:: What the task asks ::
Transcribe every line exactly and omit anything that is a picture.
────────
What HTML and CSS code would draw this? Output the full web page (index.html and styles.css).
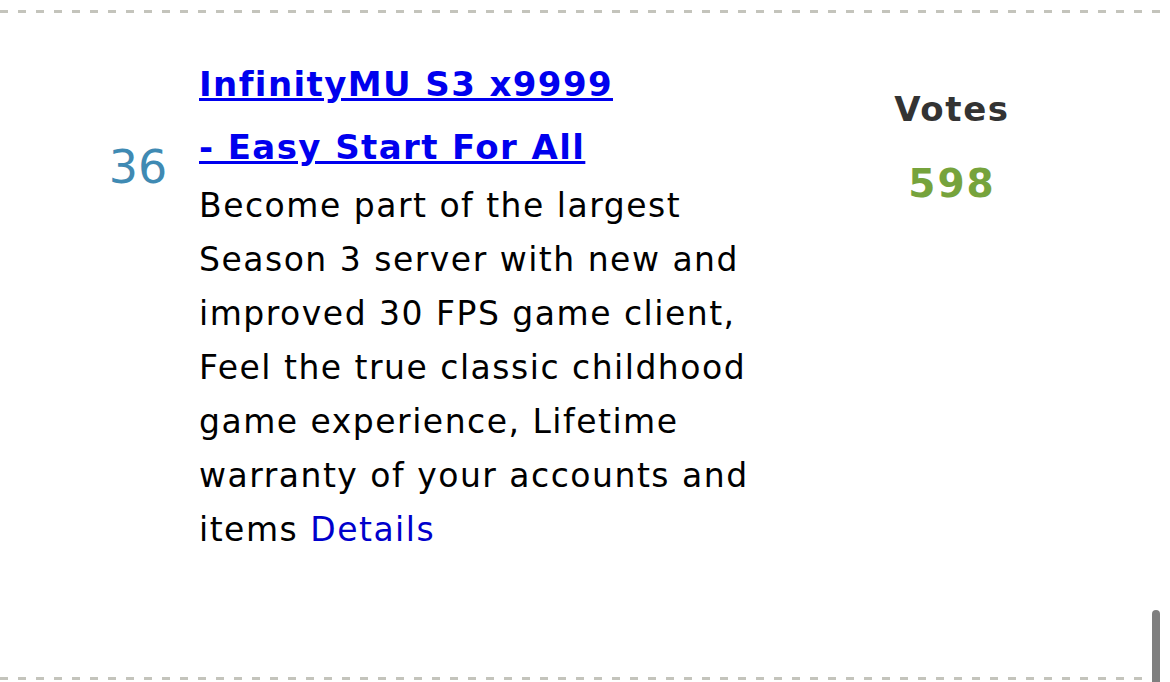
FILE: index.html
```html
<!DOCTYPE html>
<html lang="en">
    <head>
        <meta charset="UTF-8">
        <meta name="viewport" content="width=device-width, initial-scale=1.0">
        <title>Server Ranking</title>
        <link rel="stylesheet" href="styles.css">
    </head>
<body>
    <div class="rank-list">
        <div class="rank-row">
            <div class="rank-num">36</div>
            <div class="rank-info">
                <a href="#" class="server-title">InfinityMU S3 x9999 - Easy Start For All</a>
                <p class="server-desc">Become part of the largest Season 3 server with new and improved 30 FPS game client, Feel the true classic childhood game experience, Lifetime warranty of your accounts and items <a href="#" class="details-link">Details</a></p>
            </div>
            <div class="rank-votes">
                <div class="votes-label">Votes</div>
                <div class="votes-count">598</div>
            </div>
        </div>
    </div>
    <div class="scroll-thumb"></div>
</body>
</html>
```

FILE: styles.css
```css
body {
    margin: 0;
    font-family: 'DejaVu Sans', Verdana, sans-serif;
    background-color: #fff;
    overflow: hidden;
}
.rank-list {
    margin-top: 10px;
}
/* dashed separators drawn as gradients so the dash length matches */
.rank-row {
    box-sizing: border-box;
    display: grid;
    grid-template-columns: 116px 565px 370px;
    column-gap: 3px;
    padding: 43px 0 0 80px;
    height: 670px;
    background-image:
        repeating-linear-gradient(90deg, #c4c4bc 0 8px, transparent 8px 18px),
        repeating-linear-gradient(90deg, #c4c4bc 0 8px, transparent 8px 18px);
    background-size: 100% 3px;
    background-position: left top, left bottom;
    background-repeat: no-repeat;
}
.rank-num {
    text-align: center;
    font-size: 46px;
    color: #3f8ab3;
    padding-top: 87px;
    line-height: 54px;
}
.server-title {
    display: block;
    max-width: 430px;
    font-size: 34px;
    font-weight: bold;
    letter-spacing: 1.4px;
    line-height: 63px;
    color: #0000ee;
    text-decoration: underline;
}
.server-desc {
    margin: 0;
    font-size: 33px;
    letter-spacing: 1.5px;
    line-height: 54px;
    color: #000;
}
.details-link {
    color: #0000cc;
    text-decoration: none;
}
.rank-votes {
    text-align: center;
    font-weight: bold;
    padding-top: 21px;
}
.votes-label {
    font-size: 34px;
    letter-spacing: 1.6px;
    color: #333;
    line-height: 70px;
}
.votes-count {
    font-size: 39px;
    letter-spacing: 2px;
    color: #76a33c;
    line-height: 80px;
}
.scroll-thumb {
    position: fixed;
    right: 10px;
    top: 610px;
    width: 8px;
    height: 90px;
    border-radius: 4px;
    background-color: #7f7f7f;
}
```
────────
:: Task answer ::
What HTML and CSS code would draw this? Output the full web page (index.html and styles.css).
FILE: index.html
```html
<!DOCTYPE html>
<html lang="en">
    <head>
        <meta charset="UTF-8">
        <meta name="viewport" content="width=device-width, initial-scale=1.0">
        <title>Server Ranking</title>
        <link rel="stylesheet" href="styles.css">
    </head>
<body>
    <div class="rank-list">
        <div class="rank-row">
            <div class="rank-num">36</div>
            <div class="rank-info">
                <a href="#" class="server-title">InfinityMU S3 x9999 - Easy Start For All</a>
                <p class="server-desc">Become part of the largest Season 3 server with new and improved 30 FPS game client, Feel the true classic childhood game experience, Lifetime warranty of your accounts and items <a href="#" class="details-link">Details</a></p>
            </div>
            <div class="rank-votes">
                <div class="votes-label">Votes</div>
                <div class="votes-count">598</div>
            </div>
        </div>
    </div>
    <div class="scroll-thumb"></div>
</body>
</html>
```

FILE: styles.css
```css
body {
    margin: 0;
    font-family: 'DejaVu Sans', Verdana, sans-serif;
    background-color: #fff;
    overflow: hidden;
}
.rank-list {
    margin-top: 10px;
}
/* dashed separators drawn as gradients so the dash length matches */
.rank-row {
    box-sizing: border-box;
    display: grid;
    grid-template-columns: 116px 565px 370px;
    column-gap: 3px;
    padding: 43px 0 0 80px;
    height: 670px;
    background-image:
        repeating-linear-gradient(90deg, #c4c4bc 0 8px, transparent 8px 18px),
        repeating-linear-gradient(90deg, #c4c4bc 0 8px, transparent 8px 18px);
    background-size: 100% 3px;
    background-position: left top, left bottom;
    background-repeat: no-repeat;
}
.rank-num {
    text-align: center;
    font-size: 46px;
    color: #3f8ab3;
    padding-top: 87px;
    line-height: 54px;
}
.server-title {
    display: block;
    max-width: 430px;
    font-size: 34px;
    font-weight: bold;
    letter-spacing: 1.4px;
    line-height: 63px;
    color: #0000ee;
    text-decoration: underline;
}
.server-desc {
    margin: 0;
    font-size: 33px;
    letter-spacing: 1.5px;
    line-height: 54px;
    color: #000;
}
.details-link {
    color: #0000cc;
    text-decoration: none;
}
.rank-votes {
    text-align: center;
    font-weight: bold;
    padding-top: 21px;
}
.votes-label {
    font-size: 34px;
    letter-spacing: 1.6px;
    color: #333;
    line-height: 70px;
}
.votes-count {
    font-size: 39px;
    letter-spacing: 2px;
    color: #76a33c;
    line-height: 80px;
}
.scroll-thumb {
    position: fixed;
    right: 10px;
    top: 610px;
    width: 8px;
    height: 90px;
    border-radius: 4px;
    background-color: #7f7f7f;
}
```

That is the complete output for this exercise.